Is a 22% panel really worth more than an 18% panel?
If you have limited roof space, yes. If you have abundant space, mostly no — the 18% panel is cheaper per watt and the system output difference is small. Calculate watts-per-dollar, not efficiency.
Why do some manufacturers report “cell efficiency” and others “module efficiency”?
To make their numbers look better. Cell efficiency is always higher. If a spec sheet doesn’t specify, assume cell efficiency. Module efficiency is the number you actually want.
Does panel orientation affect efficiency?
Not the efficiency rating — that’s measured perpendicular to the sun. It affects real-world energy output. South-facing (northern hemisphere) at latitude-adjusted tilt is optimal.

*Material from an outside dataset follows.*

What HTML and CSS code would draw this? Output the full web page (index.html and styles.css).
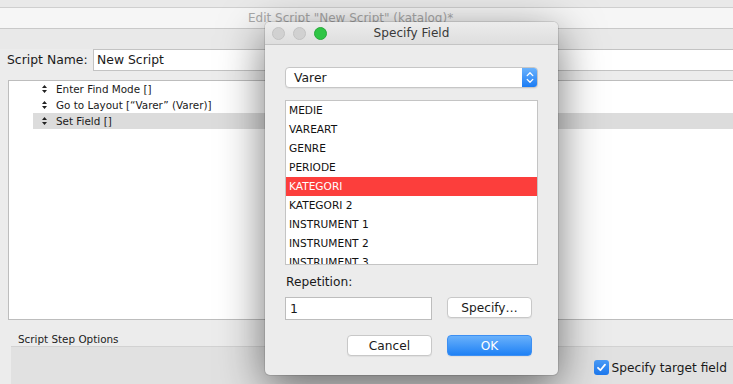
FILE: index.html
```html
<!DOCTYPE html>
<html lang="en">
<head>
  <meta charset="UTF-8" />
  <title>Edit Script - Specify Field</title>
  <link rel="stylesheet" href="styles.css">
</head>
<body>

  <div class="win">
    <div class="top-strip"></div>
    <div class="titlebar">Edit Script "New Script" (katalog)*</div>
    <div class="toolbar"></div>

    <div class="name-row">
      <span class="name-label">Script Name:</span>
      <div class="name-field">New Script</div>
    </div>

    <div class="steps">
      <div class="step"><span class="grip"><svg width="5" height="8" viewBox="0 0 5 8"><path d="M2.5 0 L5 3 L0 3 Z M0 5 L5 5 L2.5 8 Z" fill="#222"/></svg></span>Enter Find Mode []</div>
      <div class="step"><span class="grip"><svg width="5" height="8" viewBox="0 0 5 8"><path d="M2.5 0 L5 3 L0 3 Z M0 5 L5 5 L2.5 8 Z" fill="#222"/></svg></span>Go to Layout [“Varer” (Varer)]</div>
      <div class="step selected"><span class="grip"><svg width="5" height="8" viewBox="0 0 5 8"><path d="M2.5 0 L5 3 L0 3 Z M0 5 L5 5 L2.5 8 Z" fill="#222"/></svg></span>Set Field []</div>
    </div>

    <div class="options-label">Script Step Options</div>
    <div class="options-panel">
      <label class="check">
        <span class="box">
          <svg width="11" height="11" viewBox="0 0 11 11"><path d="M2 5.8 L4.4 8.2 L9 2.6" fill="none" stroke="#fff" stroke-width="1.8" stroke-linecap="round" stroke-linejoin="round"/></svg>
        </span>
        Specify target field
      </label>
    </div>
  </div>

  <div class="dialog">
    <div class="dlg-title">
      <div class="lights">
        <span class="light"></span>
        <span class="light"></span>
        <span class="light green"></span>
      </div>
      Specify Field
    </div>

    <div class="dlg-body">
      <div class="popup">
        <span class="popup-text">Varer</span>
        <span class="stepper">
          <svg width="8" height="13" viewBox="0 0 8 13"><path d="M1.2 4.6 L4 1.8 L6.8 4.6 M1.2 8.4 L4 11.2 L6.8 8.4" fill="none" stroke="#fff" stroke-width="1.3" stroke-linecap="round" stroke-linejoin="round"/></svg>
        </span>
      </div>

      <ul class="fields">
        <li>MEDIE</li>
        <li>VAREART</li>
        <li>GENRE</li>
        <li>PERIODE</li>
        <li class="active">KATEGORI</li>
        <li>KATEGORI 2</li>
        <li>INSTRUMENT 1</li>
        <li>INSTRUMENT 2</li>
        <li>INSTRUMENT 3</li>
      </ul>

      <div class="rep-label">Repetition:</div>
      <div class="rep-row">
        <div class="rep-field">1</div>
        <button class="btn">Specify…</button>
      </div>

      <div class="actions">
        <button class="btn">Cancel</button>
        <button class="btn primary">OK</button>
      </div>
    </div>
  </div>

</body>
</html>
```

FILE: styles.css
```css
body {
  margin: 0;
  width: 733px;
  height: 384px;
  overflow: hidden;
  background: #ececec;
  font-family: "DejaVu Sans", sans-serif;
  color: #1a1a1a;
  position: relative;
}
.win {
  display: flex;
  flex-direction: column;
  height: 384px;
}
.top-strip {
  height: 7px;
  background: #e9e9e9;
}
.titlebar {
  height: 20px;
  border-top: 1px solid #cfcfcf;
  background: #f6f6f6;
  color: #a9a9a9;
  font-size: 12px;
  line-height: 21px;
  padding-left: 248px;
}
.toolbar {
  height: 20px;
  border-top: 1px solid #c9c9c9;
  background: #e9e9e9;
}
.name-row {
  display: flex;
  align-items: flex-start;
  height: 31px;
  background: #ececec;
}
.name-label {
  font-size: 12.4px;
  line-height: 22px;
  margin-left: 7px;
  width: 86px;
}
.name-field {
  flex: 1;
  height: 20px;
  border-top: 1px solid #c3c3c3;
  border-bottom: 1px solid #c3c3c3;
  border-left: 1px solid #c3c3c3;
  background: #fff;
  font-size: 12.4px;
  line-height: 20px;
  padding-left: 3px;
}
.steps {
  margin-left: 8px;
  height: 238px;
  border: 1px solid #bdbdbd;
  border-right: none;
  background: #fff;
}
.step {
  display: flex;
  align-items: center;
  height: 16px;
  margin-left: 24px;
  font-size: 10.4px;
  color: #1a1a1a;
}
.step.selected {
  background: #dcdcdc;
}
.grip {
  width: 23px;
  display: flex;
  justify-content: center;
}
.options-label {
  font-size: 10.4px;
  margin: 12px 0 0 18px;
  height: 14px;
  line-height: 14px;
  color: #222;
}
.options-panel {
  flex: 1;
  margin: 0 0 0 11px;
  background: #e1e1e1;
  border-top: 1px solid #d2d2d2;
  display: flex;
  justify-content: flex-end;
  align-items: flex-start;
  padding-top: 13px;
}
.check {
  display: flex;
  align-items: center;
  font-size: 12.2px;
  margin-right: 6px;
}
.box {
  width: 15px;
  height: 15px;
  border-radius: 3px;
  background: linear-gradient(#4a9cf8, #1c78ee);
  display: flex;
  align-items: center;
  justify-content: center;
  margin-right: 3px;
}

.dialog {
  position: absolute;
  left: 265px;
  top: 22px;
  width: 293px;
  height: 353px;
  background: #ececec;
  border-radius: 5px;
  box-shadow: 0 0 0 1px rgba(0, 0, 0, 0.1), 0 12px 45px rgba(0, 0, 0, 0.55);
  overflow: hidden;
}
.dlg-title {
  position: relative;
  height: 22px;
  border-bottom: 1px solid #c4c4c4;
  background: linear-gradient(#ececec, #dedede);
  text-align: center;
  font-size: 12.1px;
  line-height: 23px;
  color: #3a3a3a;
}
.lights {
  position: absolute;
  left: 7px;
  top: 5px;
  display: flex;
  gap: 8px;
}
.light {
  width: 11px;
  height: 11px;
  border-radius: 50%;
  background: #d1d1d1;
  border: 0.5px solid #c2c2c2;
}
.light.green {
  background: #2fc545;
  border-color: #28a93b;
}
.dlg-body {
  padding: 22px 20px 0;
}
.popup {
  display: flex;
  width: 251px;
  height: 19px;
  border: 1px solid #c6c6c6;
  border-radius: 4px;
  background: #fff;
  box-shadow: 0 1px 1px rgba(0, 0, 0, 0.05);
}
.popup-text {
  flex: 1;
  font-size: 12.4px;
  line-height: 19px;
  padding-left: 8px;
}
.stepper {
  width: 15px;
  height: 19px;
  border-radius: 0 3px 3px 0;
  background: linear-gradient(#6ab2fd, #1b7cf4);
  display: flex;
  align-items: center;
  justify-content: center;
}
.fields {
  list-style: none;
  margin: 12px 0 0;
  padding: 0;
  width: 251px;
  height: 163px;
  border: 1px solid #c4c4c4;
  background: #fff;
  overflow: hidden;
}
.fields li {
  height: 19px;
  line-height: 19px;
  font-size: 10.6px;
  padding-left: 3px;
  color: #111;
}
.fields li.active {
  background: #fc3e3c;
  color: #fff;
}
.rep-label {
  margin-top: 9px;
  font-size: 12.2px;
  line-height: 16px;
  padding-left: 1px;
}
.rep-row {
  display: flex;
  align-items: flex-start;
  gap: 15px;
  width: 247px;
  margin-top: 7px;
}
.rep-field {
  width: 141px;
  height: 21px;
  border: 1px solid #bdbdbd;
  background: #fff;
  font-size: 12.4px;
  line-height: 22px;
  padding-left: 4px;
}
.btn {
  width: 85px;
  height: 21px;
  border: 1px solid #c8c8c8;
  border-radius: 4px;
  background: #fff;
  font-family: "DejaVu Sans", sans-serif;
  font-size: 12.2px;
  color: #1a1a1a;
  padding: 0;
  box-shadow: 0 1px 1px rgba(0, 0, 0, 0.06);
}
.btn.primary {
  border-color: #3d8ff2;
  background: linear-gradient(#69b1fb, #1f81f5);
  color: #fff;
}
.actions {
  display: flex;
  justify-content: flex-end;
  gap: 15px;
  width: 247px;
  margin-top: 15px;
}
```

Will efficiency keep improving?
Single-junction silicon will improve slowly — probably 0.1–0.2% per year until it hits a ~26% practical ceiling. Tandem perovskite-silicon will jump to 30%+ in commercial residential within 5 years. Worth waiting? Probably not — the energy yield of a 22% panel installed today is meaningful electricity for 25 years.
The landing
YouTube tier list guy is selling you certainty in a domain that doesn’t have any. Solar efficiency is a real spec, but it’s one of fifteen that determine how much electricity comes off your roof. The honest answer to “which panel is more efficient” is usually “both, but in different ways, and within rounding error of each other in real conditions.” Buy on temperature coefficient, degradation rate, and warranty. Ignore the half-percent gaps that brochures fight over. And if you find yourself on a tier list video for more than four minutes, close the tab.